:: WHAT IS NEEDED ::
Copy the data exactly as it appears, and do not include any pictures.

:: DATA ::
※ ※ ※

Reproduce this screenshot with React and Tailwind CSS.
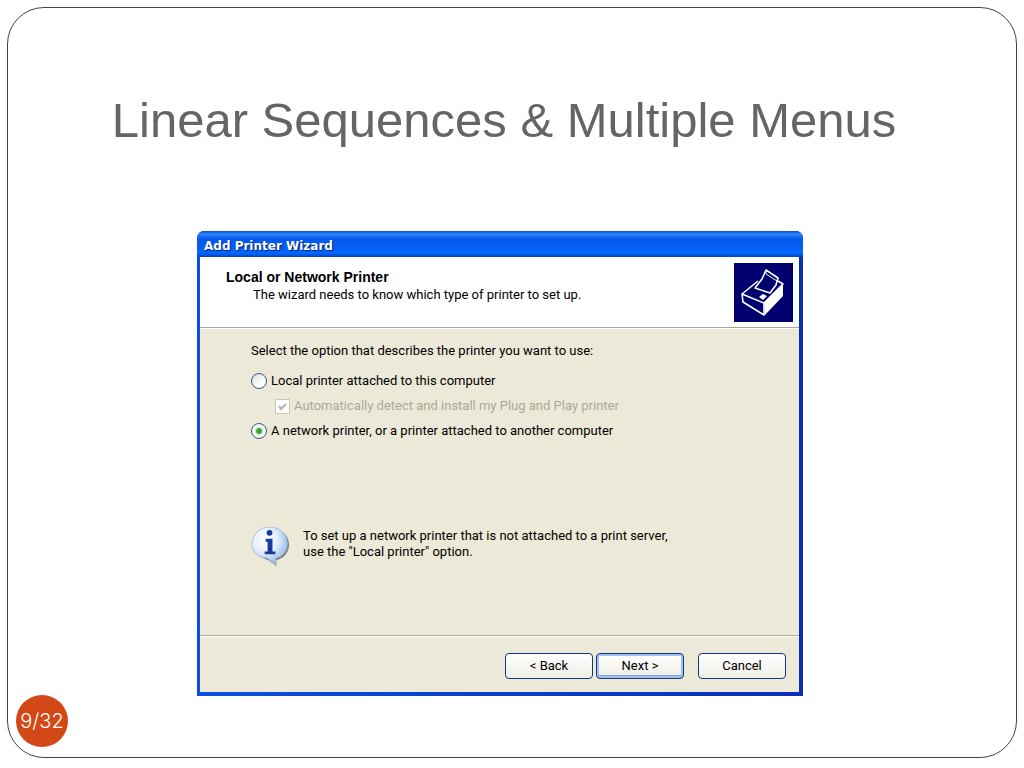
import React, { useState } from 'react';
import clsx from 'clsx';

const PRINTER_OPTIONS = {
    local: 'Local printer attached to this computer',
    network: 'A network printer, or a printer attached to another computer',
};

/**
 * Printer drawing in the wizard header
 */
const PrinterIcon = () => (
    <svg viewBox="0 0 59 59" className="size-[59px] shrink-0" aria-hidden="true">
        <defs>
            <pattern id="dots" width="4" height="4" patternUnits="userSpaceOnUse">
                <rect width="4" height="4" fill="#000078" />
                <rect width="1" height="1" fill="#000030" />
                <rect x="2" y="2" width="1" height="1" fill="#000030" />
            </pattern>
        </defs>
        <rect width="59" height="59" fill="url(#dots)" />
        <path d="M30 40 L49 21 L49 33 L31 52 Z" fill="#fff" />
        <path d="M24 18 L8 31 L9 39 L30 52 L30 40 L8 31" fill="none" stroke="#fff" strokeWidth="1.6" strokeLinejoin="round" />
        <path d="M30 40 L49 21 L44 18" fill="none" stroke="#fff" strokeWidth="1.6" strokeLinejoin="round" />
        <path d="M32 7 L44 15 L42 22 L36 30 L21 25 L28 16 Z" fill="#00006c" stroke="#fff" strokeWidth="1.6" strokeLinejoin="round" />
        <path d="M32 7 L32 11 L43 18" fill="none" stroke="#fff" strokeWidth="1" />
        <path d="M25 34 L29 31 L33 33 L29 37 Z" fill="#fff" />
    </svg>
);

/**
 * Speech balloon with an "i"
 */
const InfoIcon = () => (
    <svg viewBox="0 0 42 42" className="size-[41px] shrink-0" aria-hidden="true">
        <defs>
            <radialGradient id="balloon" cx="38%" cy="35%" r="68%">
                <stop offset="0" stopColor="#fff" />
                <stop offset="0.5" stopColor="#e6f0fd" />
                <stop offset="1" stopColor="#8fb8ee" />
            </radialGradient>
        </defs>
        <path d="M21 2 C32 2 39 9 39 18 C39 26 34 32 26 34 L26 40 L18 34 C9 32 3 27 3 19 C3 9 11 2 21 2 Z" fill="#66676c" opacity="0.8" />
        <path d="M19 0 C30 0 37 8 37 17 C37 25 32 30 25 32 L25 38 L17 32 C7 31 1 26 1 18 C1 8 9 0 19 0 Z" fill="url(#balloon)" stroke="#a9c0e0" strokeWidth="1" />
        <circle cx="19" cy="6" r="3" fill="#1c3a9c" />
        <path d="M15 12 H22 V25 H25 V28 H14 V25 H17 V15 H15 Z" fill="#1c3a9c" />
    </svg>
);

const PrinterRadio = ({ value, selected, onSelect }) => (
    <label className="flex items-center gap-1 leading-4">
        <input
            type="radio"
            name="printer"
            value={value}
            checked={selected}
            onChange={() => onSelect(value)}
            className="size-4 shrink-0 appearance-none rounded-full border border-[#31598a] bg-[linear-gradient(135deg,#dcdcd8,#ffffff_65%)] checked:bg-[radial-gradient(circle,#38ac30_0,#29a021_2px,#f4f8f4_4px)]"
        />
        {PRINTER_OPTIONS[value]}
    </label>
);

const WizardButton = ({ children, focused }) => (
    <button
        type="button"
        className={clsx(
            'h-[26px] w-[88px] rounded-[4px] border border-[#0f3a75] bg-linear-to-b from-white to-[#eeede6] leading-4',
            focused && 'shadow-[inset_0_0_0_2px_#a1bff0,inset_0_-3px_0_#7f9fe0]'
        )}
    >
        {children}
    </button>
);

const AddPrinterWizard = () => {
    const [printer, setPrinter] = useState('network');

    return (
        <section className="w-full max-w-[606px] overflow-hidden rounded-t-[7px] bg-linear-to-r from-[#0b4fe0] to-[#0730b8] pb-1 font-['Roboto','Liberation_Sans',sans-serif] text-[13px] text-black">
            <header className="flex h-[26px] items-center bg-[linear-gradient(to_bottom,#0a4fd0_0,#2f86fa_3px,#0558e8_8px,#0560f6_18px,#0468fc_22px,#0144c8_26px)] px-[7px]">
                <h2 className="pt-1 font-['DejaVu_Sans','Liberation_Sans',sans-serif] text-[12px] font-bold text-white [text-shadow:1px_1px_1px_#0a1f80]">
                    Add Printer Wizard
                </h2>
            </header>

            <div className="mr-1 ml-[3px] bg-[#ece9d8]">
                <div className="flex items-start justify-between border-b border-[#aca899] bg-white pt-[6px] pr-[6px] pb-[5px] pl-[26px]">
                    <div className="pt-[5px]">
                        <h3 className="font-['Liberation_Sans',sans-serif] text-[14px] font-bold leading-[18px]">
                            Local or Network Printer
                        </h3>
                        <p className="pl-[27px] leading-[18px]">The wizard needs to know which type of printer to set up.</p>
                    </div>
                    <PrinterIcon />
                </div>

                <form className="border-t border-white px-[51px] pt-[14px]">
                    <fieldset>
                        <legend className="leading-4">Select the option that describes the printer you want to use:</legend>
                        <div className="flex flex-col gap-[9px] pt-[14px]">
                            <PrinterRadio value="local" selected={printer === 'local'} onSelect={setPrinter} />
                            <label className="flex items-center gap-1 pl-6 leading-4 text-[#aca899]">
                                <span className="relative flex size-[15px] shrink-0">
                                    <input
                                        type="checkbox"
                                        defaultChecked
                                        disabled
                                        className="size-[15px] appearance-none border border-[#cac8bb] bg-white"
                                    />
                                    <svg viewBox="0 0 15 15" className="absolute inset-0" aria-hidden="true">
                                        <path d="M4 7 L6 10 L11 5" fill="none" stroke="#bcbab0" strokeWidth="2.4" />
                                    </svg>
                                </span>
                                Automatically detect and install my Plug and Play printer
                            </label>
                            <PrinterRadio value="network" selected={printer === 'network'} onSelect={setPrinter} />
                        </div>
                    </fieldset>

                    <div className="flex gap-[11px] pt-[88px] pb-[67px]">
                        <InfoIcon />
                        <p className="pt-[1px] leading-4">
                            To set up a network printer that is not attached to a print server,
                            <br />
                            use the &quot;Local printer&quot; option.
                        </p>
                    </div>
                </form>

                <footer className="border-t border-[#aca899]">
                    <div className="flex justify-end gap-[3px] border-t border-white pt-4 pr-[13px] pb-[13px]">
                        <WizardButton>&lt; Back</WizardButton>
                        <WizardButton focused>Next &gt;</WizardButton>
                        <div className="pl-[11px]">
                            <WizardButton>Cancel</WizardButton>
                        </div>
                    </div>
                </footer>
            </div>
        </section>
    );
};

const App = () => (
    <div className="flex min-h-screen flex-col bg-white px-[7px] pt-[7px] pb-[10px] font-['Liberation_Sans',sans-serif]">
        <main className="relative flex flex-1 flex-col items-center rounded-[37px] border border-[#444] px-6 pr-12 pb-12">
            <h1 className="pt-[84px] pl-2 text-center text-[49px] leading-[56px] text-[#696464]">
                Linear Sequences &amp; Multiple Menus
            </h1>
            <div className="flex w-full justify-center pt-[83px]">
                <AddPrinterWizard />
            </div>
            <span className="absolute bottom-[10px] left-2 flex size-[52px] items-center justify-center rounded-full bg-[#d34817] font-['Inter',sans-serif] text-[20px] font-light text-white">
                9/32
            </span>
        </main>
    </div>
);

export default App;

※ ※ ※

:: EXERCISE ANSWER ::
Reproduce this screenshot with React and Tailwind CSS.
import React, { useState } from 'react';
import clsx from 'clsx';

const PRINTER_OPTIONS = {
    local: 'Local printer attached to this computer',
    network: 'A network printer, or a printer attached to another computer',
};

/**
 * Printer drawing in the wizard header
 */
const PrinterIcon = () => (
    <svg viewBox="0 0 59 59" className="size-[59px] shrink-0" aria-hidden="true">
        <defs>
            <pattern id="dots" width="4" height="4" patternUnits="userSpaceOnUse">
                <rect width="4" height="4" fill="#000078" />
                <rect width="1" height="1" fill="#000030" />
                <rect x="2" y="2" width="1" height="1" fill="#000030" />
            </pattern>
        </defs>
        <rect width="59" height="59" fill="url(#dots)" />
        <path d="M30 40 L49 21 L49 33 L31 52 Z" fill="#fff" />
        <path d="M24 18 L8 31 L9 39 L30 52 L30 40 L8 31" fill="none" stroke="#fff" strokeWidth="1.6" strokeLinejoin="round" />
        <path d="M30 40 L49 21 L44 18" fill="none" stroke="#fff" strokeWidth="1.6" strokeLinejoin="round" />
        <path d="M32 7 L44 15 L42 22 L36 30 L21 25 L28 16 Z" fill="#00006c" stroke="#fff" strokeWidth="1.6" strokeLinejoin="round" />
        <path d="M32 7 L32 11 L43 18" fill="none" stroke="#fff" strokeWidth="1" />
        <path d="M25 34 L29 31 L33 33 L29 37 Z" fill="#fff" />
    </svg>
);

/**
 * Speech balloon with an "i"
 */
const InfoIcon = () => (
    <svg viewBox="0 0 42 42" className="size-[41px] shrink-0" aria-hidden="true">
        <defs>
            <radialGradient id="balloon" cx="38%" cy="35%" r="68%">
                <stop offset="0" stopColor="#fff" />
                <stop offset="0.5" stopColor="#e6f0fd" />
                <stop offset="1" stopColor="#8fb8ee" />
            </radialGradient>
        </defs>
        <path d="M21 2 C32 2 39 9 39 18 C39 26 34 32 26 34 L26 40 L18 34 C9 32 3 27 3 19 C3 9 11 2 21 2 Z" fill="#66676c" opacity="0.8" />
        <path d="M19 0 C30 0 37 8 37 17 C37 25 32 30 25 32 L25 38 L17 32 C7 31 1 26 1 18 C1 8 9 0 19 0 Z" fill="url(#balloon)" stroke="#a9c0e0" strokeWidth="1" />
        <circle cx="19" cy="6" r="3" fill="#1c3a9c" />
        <path d="M15 12 H22 V25 H25 V28 H14 V25 H17 V15 H15 Z" fill="#1c3a9c" />
    </svg>
);

const PrinterRadio = ({ value, selected, onSelect }) => (
    <label className="flex items-center gap-1 leading-4">
        <input
            type="radio"
            name="printer"
            value={value}
            checked={selected}
            onChange={() => onSelect(value)}
            className="size-4 shrink-0 appearance-none rounded-full border border-[#31598a] bg-[linear-gradient(135deg,#dcdcd8,#ffffff_65%)] checked:bg-[radial-gradient(circle,#38ac30_0,#29a021_2px,#f4f8f4_4px)]"
        />
        {PRINTER_OPTIONS[value]}
    </label>
);

const WizardButton = ({ children, focused }) => (
    <button
        type="button"
        className={clsx(
            'h-[26px] w-[88px] rounded-[4px] border border-[#0f3a75] bg-linear-to-b from-white to-[#eeede6] leading-4',
            focused && 'shadow-[inset_0_0_0_2px_#a1bff0,inset_0_-3px_0_#7f9fe0]'
        )}
    >
        {children}
    </button>
);

const AddPrinterWizard = () => {
    const [printer, setPrinter] = useState('network');

    return (
        <section className="w-full max-w-[606px] overflow-hidden rounded-t-[7px] bg-linear-to-r from-[#0b4fe0] to-[#0730b8] pb-1 font-['Roboto','Liberation_Sans',sans-serif] text-[13px] text-black">
            <header className="flex h-[26px] items-center bg-[linear-gradient(to_bottom,#0a4fd0_0,#2f86fa_3px,#0558e8_8px,#0560f6_18px,#0468fc_22px,#0144c8_26px)] px-[7px]">
                <h2 className="pt-1 font-['DejaVu_Sans','Liberation_Sans',sans-serif] text-[12px] font-bold text-white [text-shadow:1px_1px_1px_#0a1f80]">
                    Add Printer Wizard
                </h2>
            </header>

            <div className="mr-1 ml-[3px] bg-[#ece9d8]">
                <div className="flex items-start justify-between border-b border-[#aca899] bg-white pt-[6px] pr-[6px] pb-[5px] pl-[26px]">
                    <div className="pt-[5px]">
                        <h3 className="font-['Liberation_Sans',sans-serif] text-[14px] font-bold leading-[18px]">
                            Local or Network Printer
                        </h3>
                        <p className="pl-[27px] leading-[18px]">The wizard needs to know which type of printer to set up.</p>
                    </div>
                    <PrinterIcon />
                </div>

                <form className="border-t border-white px-[51px] pt-[14px]">
                    <fieldset>
                        <legend className="leading-4">Select the option that describes the printer you want to use:</legend>
                        <div className="flex flex-col gap-[9px] pt-[14px]">
                            <PrinterRadio value="local" selected={printer === 'local'} onSelect={setPrinter} />
                            <label className="flex items-center gap-1 pl-6 leading-4 text-[#aca899]">
                                <span className="relative flex size-[15px] shrink-0">
                                    <input
                                        type="checkbox"
                                        defaultChecked
                                        disabled
                                        className="size-[15px] appearance-none border border-[#cac8bb] bg-white"
                                    />
                                    <svg viewBox="0 0 15 15" className="absolute inset-0" aria-hidden="true">
                                        <path d="M4 7 L6 10 L11 5" fill="none" stroke="#bcbab0" strokeWidth="2.4" />
                                    </svg>
                                </span>
                                Automatically detect and install my Plug and Play printer
                            </label>
                            <PrinterRadio value="network" selected={printer === 'network'} onSelect={setPrinter} />
                        </div>
                    </fieldset>

                    <div className="flex gap-[11px] pt-[88px] pb-[67px]">
                        <InfoIcon />
                        <p className="pt-[1px] leading-4">
                            To set up a network printer that is not attached to a print server,
                            <br />
                            use the &quot;Local printer&quot; option.
                        </p>
                    </div>
                </form>

                <footer className="border-t border-[#aca899]">
                    <div className="flex justify-end gap-[3px] border-t border-white pt-4 pr-[13px] pb-[13px]">
                        <WizardButton>&lt; Back</WizardButton>
                        <WizardButton focused>Next &gt;</WizardButton>
                        <div className="pl-[11px]">
                            <WizardButton>Cancel</WizardButton>
                        </div>
                    </div>
                </footer>
            </div>
        </section>
    );
};

const App = () => (
    <div className="flex min-h-screen flex-col bg-white px-[7px] pt-[7px] pb-[10px] font-['Liberation_Sans',sans-serif]">
        <main className="relative flex flex-1 flex-col items-center rounded-[37px] border border-[#444] px-6 pr-12 pb-12">
            <h1 className="pt-[84px] pl-2 text-center text-[49px] leading-[56px] text-[#696464]">
                Linear Sequences &amp; Multiple Menus
            </h1>
            <div className="flex w-full justify-center pt-[83px]">
                <AddPrinterWizard />
            </div>
            <span className="absolute bottom-[10px] left-2 flex size-[52px] items-center justify-center rounded-full bg-[#d34817] font-['Inter',sans-serif] text-[20px] font-light text-white">
                9/32
            </span>
        </main>
    </div>
);

export default App;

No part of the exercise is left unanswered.